At yet other times, Kaitlyn DeYoung will lead a discussion about the ideas found in books. Whether the selection is fiction or non-fiction, ancient or published last month, we believe that we can gain new understanding of how to live out our vocations from literature. We’ll choose accessible books that we think are very worthwhile reads, and we and our guests will focus on a specific excerpt or chapter in the hope of better fitting into the schedule of a woman juggling many vocations. Overall, we want to provide a forum for the Lutheran ladies who love to read and discuss good books.

Check back in April for the first episode of Living Our Vocations. We hope you enjoy listening!

We Are Giving Away a Book

Our first book club episode will center on Anthony Esolen's Ten Ways to Destroy the Imagination of Your Child. You can have a go at winning a free copy of the book by entering the Rafflecopter giveaway below. (Come back on Friday to find out about our second blogiversary giveaway).

Here is what Kaitlyn has to say about the book: "The title of Esolen’s book might seem to imply that it is applicable only to mothers, but this book is filled with keen insights and cultural criticism applicable to everyone who is interested in what it means to live as a Christian in modern-day American culture. One of the greatest strengths of Ten Ways is its ability to help you take a step back and really consider the implications of the everyday activities, and even larger narratives, that we often take for granted. Esolen covers a broad range of topics--from the value of unstructured time spent outdoors to the significance of sex and the differences between men and women--and in each case he shows how the secular culture’s need for change and “progress” has disconnected us from hundreds of years of wisdom about what it means to be human and live a good life. I think it’s likely that every reader will find new insights in this book, and for some (like me), calling the book “eye-opening” won’t be an overstatement."

  a Rafflecopter giveaway


  1. That sounds like an interesting book. Maybe I'll try to figure out the whole podcast thing :)

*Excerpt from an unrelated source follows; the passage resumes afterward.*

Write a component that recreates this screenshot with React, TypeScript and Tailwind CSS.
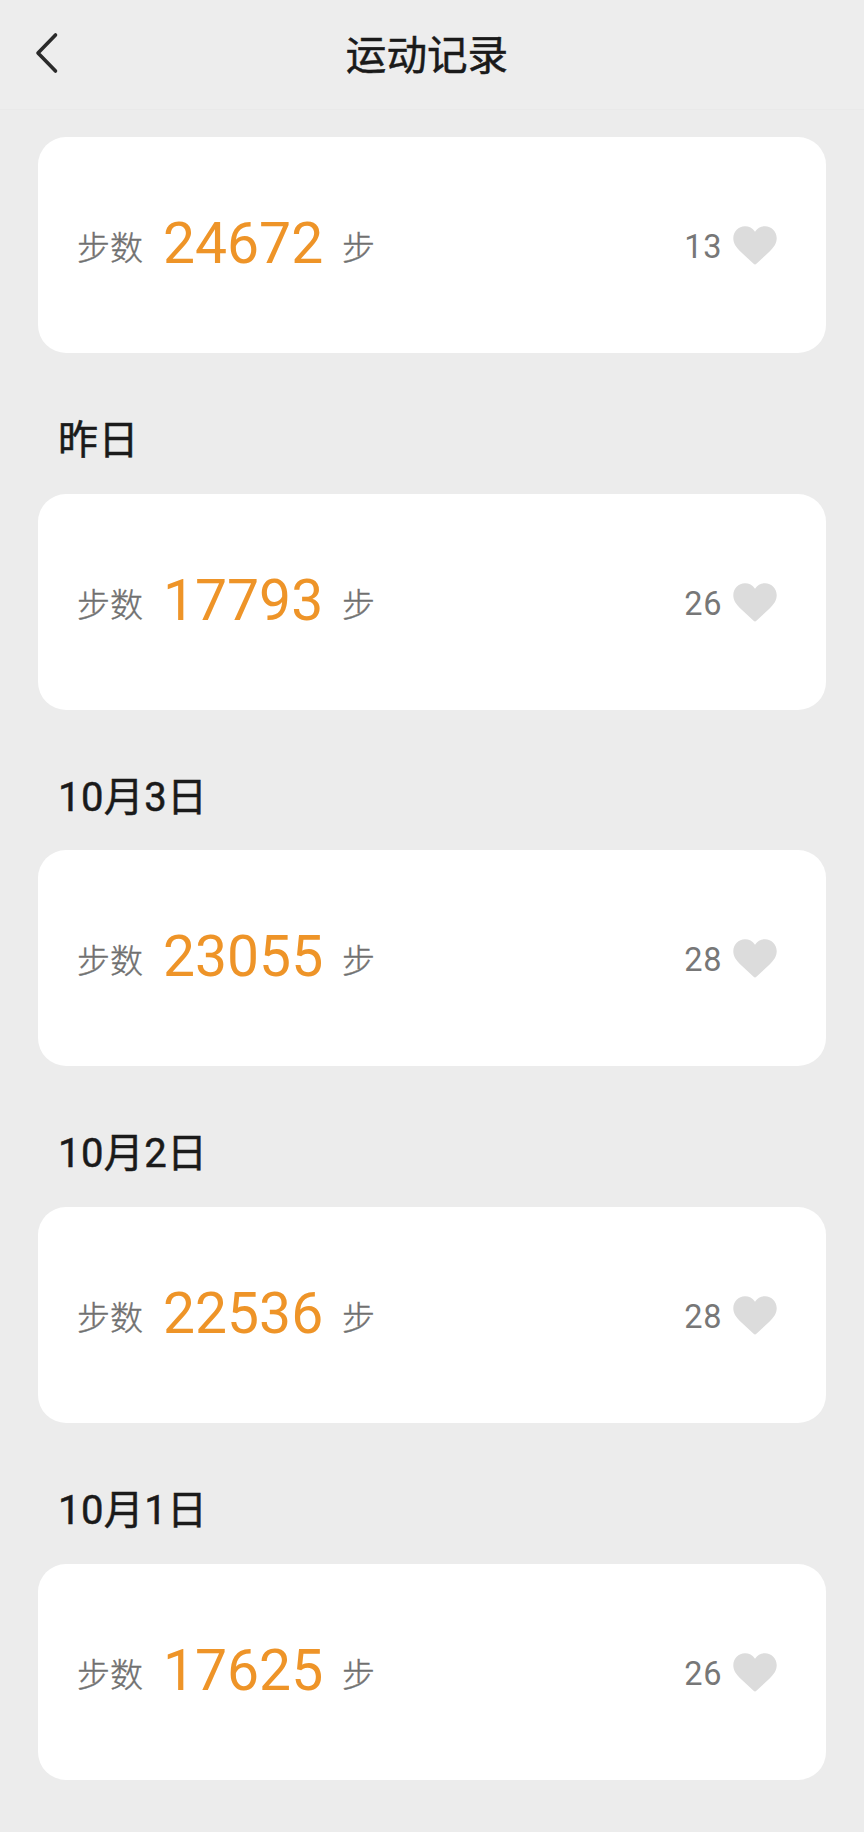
const records = [
  { date: "", steps: 24672, likes: 13 },
  { date: "昨日", steps: 17793, likes: 26 },
  { date: "10月3日", steps: 23055, likes: 28 },
  { date: "10月2日", steps: 22536, likes: 28 },
  { date: "10月1日", steps: 17625, likes: 26 },
];

function BackIcon() {
  return (
    <svg
      className="mb-[3px] ml-[34px] h-[42px] w-[26px]"
      viewBox="0 0 26 42"
      fill="none"
      stroke="#2a2a2a"
      strokeWidth="3.6"
      strokeLinecap="round"
      strokeLinejoin="round"
    >
      <path d="M21.500 3L4 21L21.500 39" />
    </svg>
  );
}

function Heart() {
  return (
    <svg className="ml-[10.600px] h-[39px] w-[44px]" viewBox="0 0 44 39" fill="#dcdcdc">
      <path d="M22 5.700C19.500 2 16 0.200 12 0.200C5.500 0.200 0.300 5.500 0.300 12C0.300 17.500 3.200 21.500 8.200 26.300L20.600 37.800Q22 39 23.400 37.800L35.800 26.300C40.800 21.500 43.700 17.500 43.700 12C43.700 5.500 38.500 0.200 32 0.200C28 0.200 24.500 2 22 5.700Z" />
    </svg>
  );
}

export default function App() {
  return (
    <div className="flex h-[1832px] w-[864px] flex-col overflow-hidden bg-[#ececec] font-[Roboto,'Noto_Sans_CJK_SC',sans-serif]">
      <header className="grid h-[110px] shrink-0 grid-cols-[120px_1fr_130px] items-center border-b border-[#e9e9e9] bg-[#ededed]">
        <button aria-label="返回">
          <BackIcon />
        </button>
        <h1 className="pt-[4px] text-center text-[40.600px] text-[#1a1a1a] [-webkit-text-stroke:0.5px_#1a1a1a]">
          运动记录
        </h1>
      </header>
      <main className="px-[38px] pt-[27px]">
        {records.map((r, i) => (
          <section key={r.steps}>
            {r.date && (
              <h2
                className={`flex items-center pt-[35px] pl-[20px] text-[40px] tracking-[0.400px] text-[#1a1a1a] [-webkit-text-stroke:0.5px_#1a1a1a] ${
                  i === 2 ? "h-[140px]" : "h-[141px]"
                }`}
              >
                {r.date}
              </h2>
            )}
            <div className="flex h-[216px] items-center justify-between rounded-[28px] bg-white pr-[49px] pl-[39px]">
              <div className="flex items-baseline pb-[3px] text-[33px] font-light text-[#707070] [-webkit-text-stroke:0.4px_#707070]">
                <span className="relative -top-[3px]">步数</span>
                <span className="ml-[20px] w-[160px] text-[57px] font-normal text-[#ee9428] [-webkit-text-stroke:0px]">
                  {r.steps}
                </span>
                <span className="relative -top-[3px] ml-[19px]">步</span>
              </div>
              <div className="flex items-center text-[32.500px] tracking-[0.800px] text-[#777]">
                <span className="pt-[4px]">{r.likes}</span>
                <Heart />
              </div>
            </div>
          </section>
        ))}
      </main>
    </div>
  );
}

  2. Book suggestion: Gilead, since you have read it

    The Eternal Woman or Let Me Be A Woman. Or a Lutheran equivalent. Not sure if there is one.

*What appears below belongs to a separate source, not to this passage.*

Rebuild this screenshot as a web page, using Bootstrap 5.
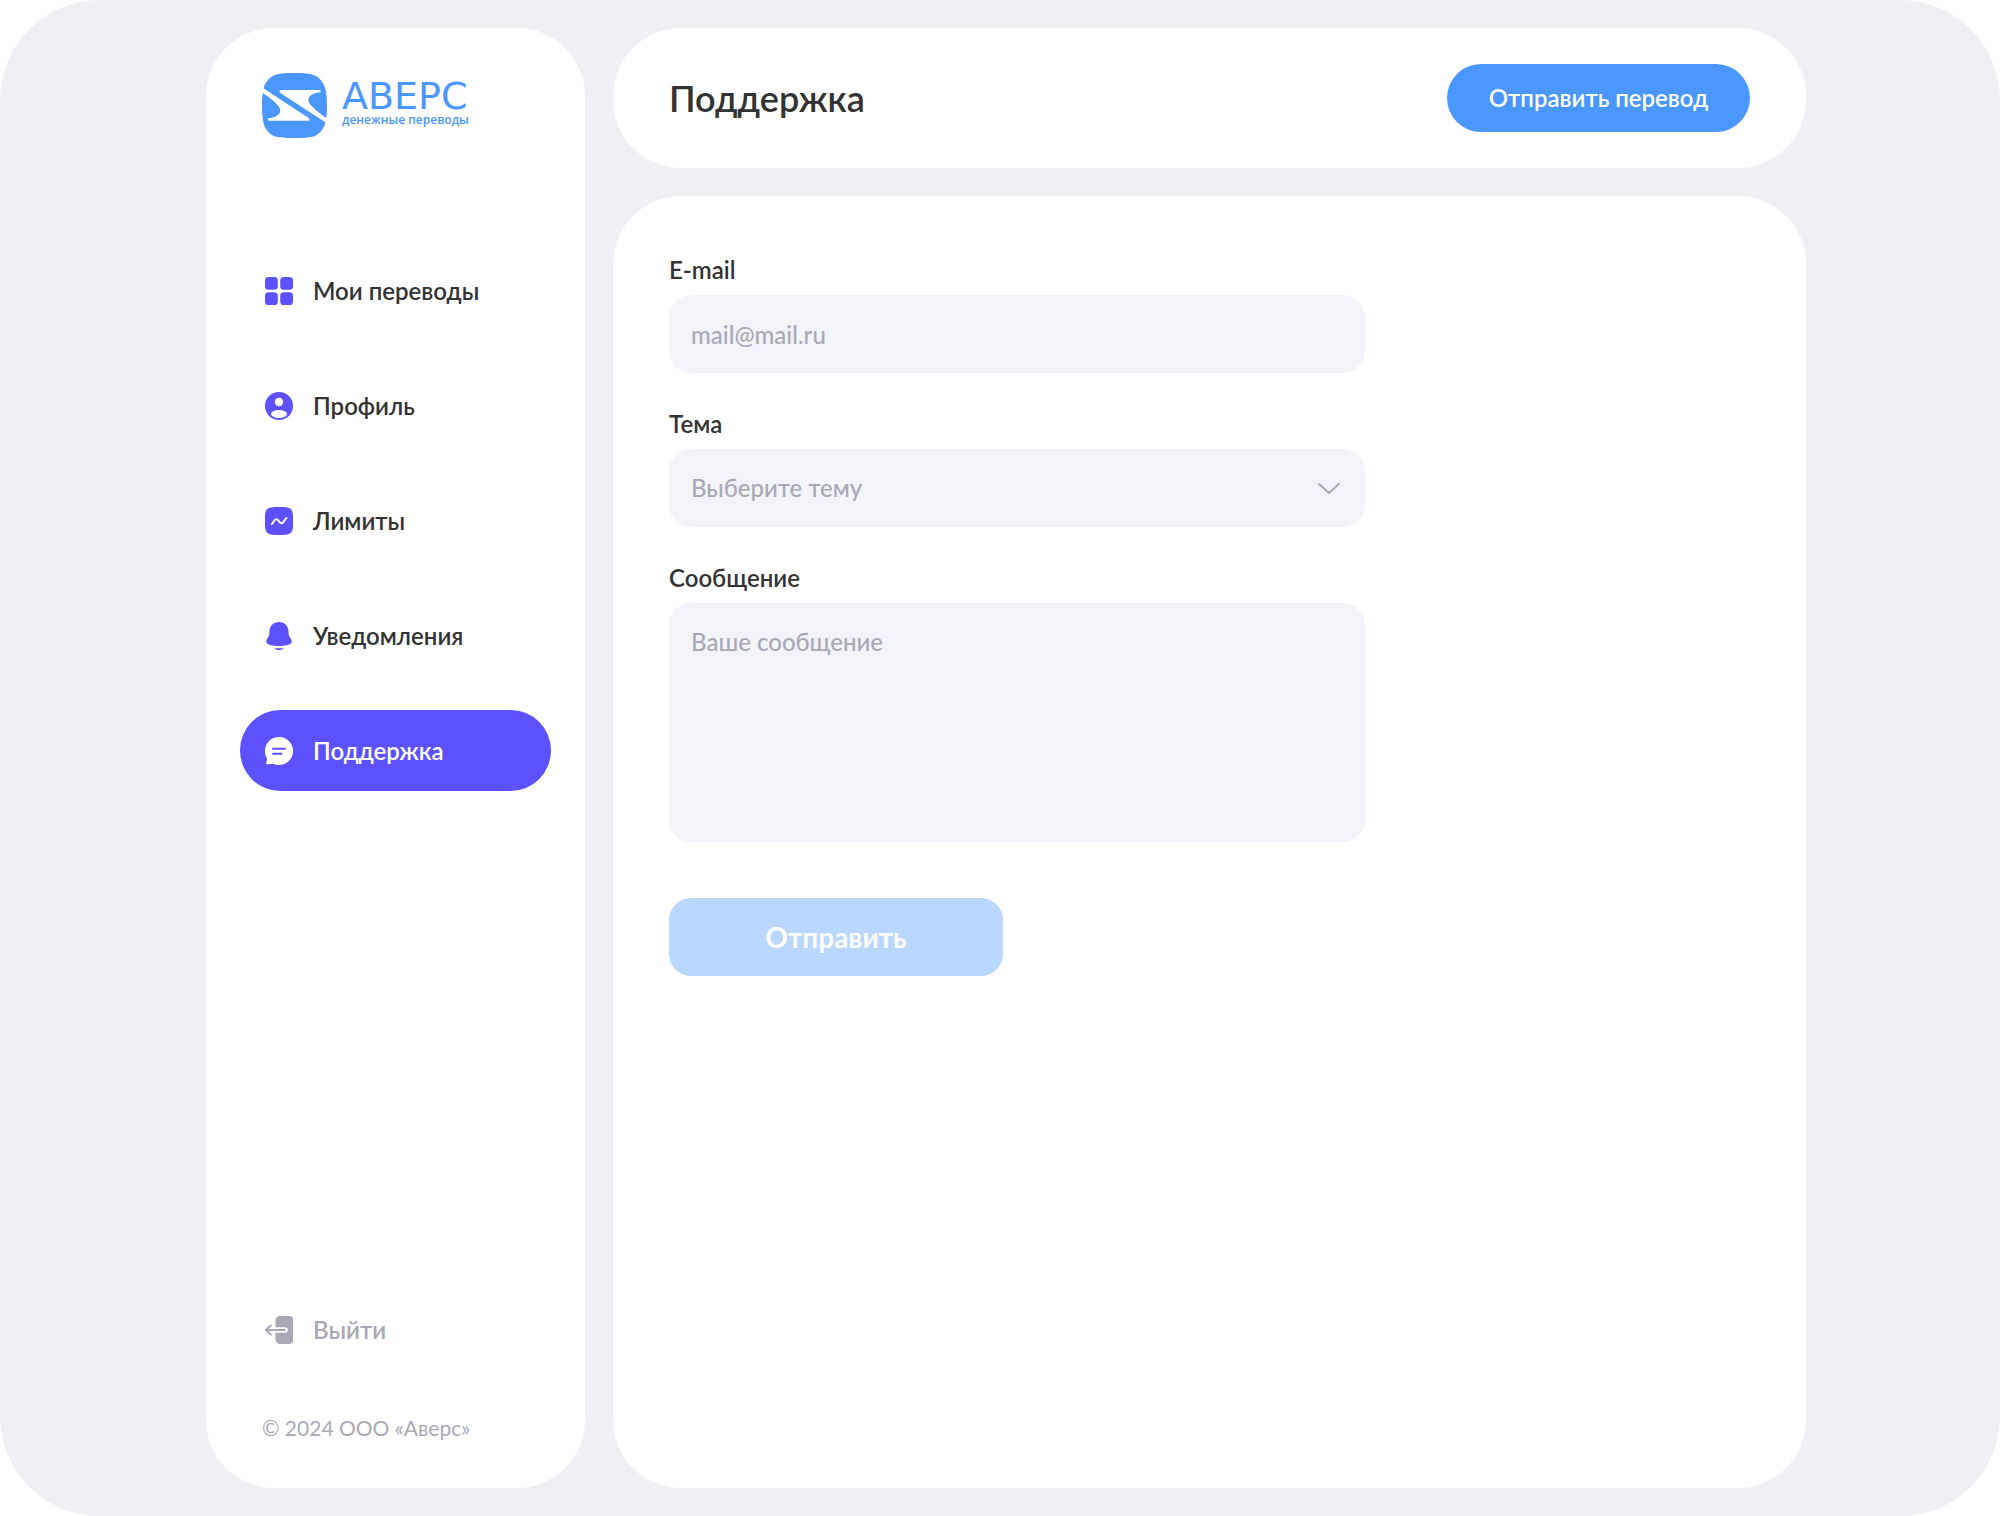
<!DOCTYPE html>
<html lang="ru">
<head>
<meta charset="utf-8">
<meta name="viewport" content="width=device-width, initial-scale=1">
<title>Аверс — Поддержка</title>
<link rel="stylesheet" href="https://cdn.jsdelivr.net/npm/bootstrap@5.3.0/dist/css/bootstrap.min.css">
<style>
  :root { --violet: #5d51ff; --blue: #4997ff; --blue-off: #b9d7ff; --ink: #333; --muted: #a9a9b5; --field: #f3f4fa; --shell: #f0eff4; }
  body { font-family: Lato, "Noto Sans", sans-serif; font-size: 24px; line-height: 28px; color: var(--ink); background: #fff; }
  .shell { background: var(--shell); border-radius: 100px; padding: 28px 194px 28px 206px; gap: 28px; }
  .panel { background: #fff; border-radius: 68px; }
  .side { flex: 0 0 379px; padding: 45px 34px 46px; }
  .brand { gap: 15px; padding-left: 22px; margin-bottom: 112px; color: var(--blue); }
  .brand:hover { color: var(--blue); }
  .brand-name { font: 500 38px/28px "DejaVu Sans", sans-serif; }
  .brand-sub { font: 600 12px/20px "Open Sans", sans-serif; }
  .main-col { gap: 28px; }
  .menu { gap: 34px; }
  .menu .nav-link { gap: 20px; height: 81px; padding: 0 25px; border-radius: 41px; color: var(--ink); font-weight: 600; }
  .menu svg { color: var(--violet); flex: none; }
  .menu .nav-link.active { background: var(--violet); color: #fff; }
  .menu .active svg { color: #fff; }
  .menu .leave, .menu .leave svg { color: var(--muted); }
  .copyright { margin: 44px 0 0 22px; font-size: 21px; color: var(--muted); }
  .top-bar { min-height: 140px; padding: 0 56px; }
  .page-title { font-size: 36px; line-height: 40px; font-weight: 600; }
  .btn-send { height: 68px; width: 303px; border-radius: 34px; font-size: 24px; font-weight: 600; background: var(--blue); color: #fff; border: 0; }
  .btn-send:hover { background: var(--violet); color: #fff; }
  .work { padding: 60px 56px; }
  .support { max-width: 696px; }
  .support .form-label { display: block; margin-bottom: 11px; font-weight: 600; }
  .support .group { margin-bottom: 37px; }
  .support .form-control, .support .form-select { height: 78px; padding: 25px 22px; border: 0; border-radius: 22px; font-size: 24px; line-height: 28px; font-weight: 500; background-color: var(--field); color: var(--ink); }
  .support .form-select { color: var(--muted); background-image: none; }
  .support textarea.form-control { height: 239px; resize: none; }
  .support .form-control::placeholder { color: var(--muted); opacity: 1; }
  .chevron { right: 24px; top: 34px; pointer-events: none; }
  .btn-submit { width: 334px; height: 78px; margin-top: 19px; border: 0; border-radius: 22px; font-size: 28px; font-weight: 700; }
  .btn-submit:disabled { background: var(--blue-off); color: #fff; opacity: 1; }
  @media (max-width: 1500px) { .shell { padding: 28px; } }
  @media (max-width: 991px) { .shell { flex-direction: column; border-radius: 40px; padding: 16px; } .side { flex: none; } .top-bar { flex-wrap: wrap; gap: 16px; padding: 24px; } }
</style>
</head>
<body>
<div class="shell d-flex min-vh-100">
  <aside class="side panel d-flex flex-column">
    <a href="#" class="brand d-flex align-items-center text-decoration-none">
      <svg width="65" height="65" viewBox="0 0 195 195" aria-hidden="true">
        <path fill="currentColor" d="M97 0c25 0 50 1 63 8 14 7 25 22 29 36 5 17 6 35 6 54s-1 37-6 54c-4 14-15 29-29 36-13 6-38 7-63 7s-50-1-63-7c-14-7-25-22-29-36-4-17-5-35-5-54s1-37 5-54c4-14 15-29 29-36C47 1 72 0 97 0z"/>
        <path fill="#fff" d="M3 45 141 136q4 5-2 7H21q-6-3-2-7c26-2 39-15 35-28C50 93 18 70-1 58zM192 149 54 59q-4-5 2-8H173q6 3 2 7c-26 2-39 14-35 28 4 13 36 38 55 50z"/>
      </svg>
      <span class="d-flex flex-column">
        <span class="brand-name">АВЕРС</span>
        <span class="brand-sub">денежные переводы</span>
      </span>
    </a>
    <nav class="menu nav flex-column flex-grow-1">
      <a href="#" class="nav-link d-flex align-items-center">
        <svg width="28" height="28" viewBox="0 0 28 28" fill="currentColor" aria-hidden="true"><rect width="12.8" height="12.8" rx="3.6"/><rect x="15.2" width="12.8" height="12.8" rx="3.6"/><rect y="15.2" width="12.8" height="12.8" rx="3.6"/><rect x="15.2" y="15.2" width="12.8" height="12.8" rx="3.6"/></svg>
        Мои переводы
      </a>
      <a href="#" class="nav-link d-flex align-items-center">
        <svg width="28" height="28" viewBox="0 0 28 28" aria-hidden="true"><circle cx="14" cy="14" r="14" fill="currentColor"/><circle cx="14" cy="10" r="4.2" fill="#fff"/><ellipse cx="14" cy="22" rx="8" ry="4" fill="#fff"/></svg>
        Профиль
      </a>
      <a href="#" class="nav-link d-flex align-items-center">
        <svg width="28" height="28" viewBox="0 0 28 28" aria-hidden="true"><path fill="currentColor" d="M14 0c5 0 9 0 11.200 1.500C27.500 3.500 28 6 28 9v10c0 3-.5 5.500-2.800 7.300C23 28 19 28 14 28S5 28 2.800 26.300C.5 24.500 0 22 0 19V9c0-3 .5-5.500 2.800-7.500C5 0 9 0 14 0z"/><path d="M6.800 17.200 9.800 13q1.500-1.800 3 0l2.400 2.600q1.500 1.400 2.900-.3l3.300-4.300" fill="none" stroke="#fff" stroke-width="1.900" stroke-linecap="round"/></svg>
        Лимиты
      </a>
      <a href="#" class="nav-link d-flex align-items-center">
        <svg width="28" height="28" viewBox="0 0 28 28" fill="currentColor" aria-hidden="true"><path d="M14 0C8.300 0 4.500 4.200 4.500 9.500c0 3.300-.7 4.800-1.900 6.500C1.400 17.700.8 19 1.600 20.800 2.800 23.200 8 24 14 24s11.200-.8 12.400-3.200c.8-1.800.2-3.100-1-4.800-1.200-1.700-1.900-3.200-1.900-6.500C23.500 4.200 19.700 0 14 0z"/><path d="M9.300 26q4.700.5 9.400 0Q16.500 28.300 14 28.300T9.300 26z"/></svg>
        Уведомления
      </a>
      <a href="#" class="nav-link active d-flex align-items-center" aria-current="page">
        <svg width="28" height="28" viewBox="0 0 28 28" aria-hidden="true"><path fill="currentColor" d="M14 0a14 14 0 1 1-5.800 26.700Q6 26.500 2.400 27.400.8 27.600 1.200 26q.9-2.800.7-4.800A14 14 0 0 1 14 0z"/><path d="M8 11.700h12M8 16.700h8.500" stroke="#5d51ff" stroke-width="1.900" stroke-linecap="round"/></svg>
        Поддержка
      </a>
      <a href="#" class="nav-link leave d-flex align-items-center mt-auto">
        <svg width="28" height="28" viewBox="0 0 28 28" aria-hidden="true"><rect x="10.500" width="18" height="28" rx="4.500" fill="currentColor"/><path d="M9 14h11" stroke="#fff" stroke-width="5.600" stroke-linecap="round"/><path d="M20 14H.8M5.800 9.500.8 14l5 4.500" fill="none" stroke="currentColor" stroke-width="1.900" stroke-linecap="round" stroke-linejoin="round"/></svg>
        Выйти
      </a>
    </nav>
    <p class="copyright">© 2024 ООО «Аверс»</p>
  </aside>
  <div class="main-col d-flex flex-column flex-grow-1">
    <header class="top-bar panel d-flex align-items-center justify-content-between">
      <h1 class="page-title mb-0">Поддержка</h1>
      <button type="button" class="btn btn-send">Отправить перевод</button>
    </header>
    <main class="work panel flex-grow-1">
      <form class="support">
        <div class="group">
          <label class="form-label" for="email">E-mail</label>
          <input type="email" class="form-control" id="email" placeholder="mail@mail.ru">
        </div>
        <div class="group">
          <label class="form-label" for="topic">Тема</label>
          <div class="position-relative">
            <select class="form-select" id="topic"><option>Выберите тему</option></select>
            <svg class="chevron position-absolute" width="24" height="12" viewBox="0 0 24 12" aria-hidden="true"><path d="M2 1l10 9L22 1" fill="none" stroke="#a9a9b5" stroke-width="2" stroke-linecap="round" stroke-linejoin="round"/></svg>
          </div>
        </div>
        <div class="group">
          <label class="form-label" for="message">Сообщение</label>
          <textarea class="form-control" id="message" placeholder="Ваше сообщение"></textarea>
        </div>
        <button type="submit" class="btn btn-submit" disabled>Отправить</button>
      </form>
    </main>
  </div>
</div>
<script src="https://cdn.jsdelivr.net/npm/bootstrap@5.3.0/dist/js/bootstrap.bundle.min.js"></script>
</body>
</html>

    1. That's Elizabeth Elliot, right? I know people who really love her work.

    2. Yes. The second one is. There was only one chapter so far a Lutheran might take issue with. I'm almost done with it

      The Eternal Woman is difficult reading, and RC, but also good insights on womanhood

    3. Have you thought about writing an analytical review for either of those? I'd love to read it.

    4. :) Yes, writing for SDMW is always on my to-do someday list

  3. Perhaps the book He Remembers the Barren? I read it recently to help me understand my friends' struggles with infertility.

  4. This book definitely sounds interesting.

  5. Thanks for always trying to appeal to all women - mothers, single, etc. This blog is for women any stage in life!

  6. Congratulations on your blogiversary! I've enjoyed reading. :)

  7. Best of luck with the podcast. This book does sound interesting!

  8. This book is on my wishlist! :)

    I am not in the habit of listening to podcasts, but I will try to tune in!

  9. I'd like to hear a discussion about the book Eternal Treasures and a talk about Lutheran home education. The book is very practical and it would be nice to hear some more ideas and insights about the topic. I also think many of the ideas in the book could be useful to families whose kids are traditionally schooled as they can be applied toward building a Lutheran culture at home in a broader sense.

  10. Very Practical question: What does bedtime look like at your house? Especially when the husband is away. Bonus if it addresses large families (4 or more kids)

  11. Yay! I'm excited to hear this! I really like so much of what you write here. I often share it through my blog and Facebook page (Snapdragon of the Field). Excited to have some podcasts to hear and share now, too!

  12. That book does sound intriguing. While I hope I'm not destroying the imagination of my children, and I can see that by comparison they have much better imaginations than the children I taught in Japan, I bet there are some things I could learn from it. I'll look forward to the podcast when it starts!

  13. I second He Remembers the Barren. Wonderfully written and so helpful in pointing to Christ throughout such a difficult struggle.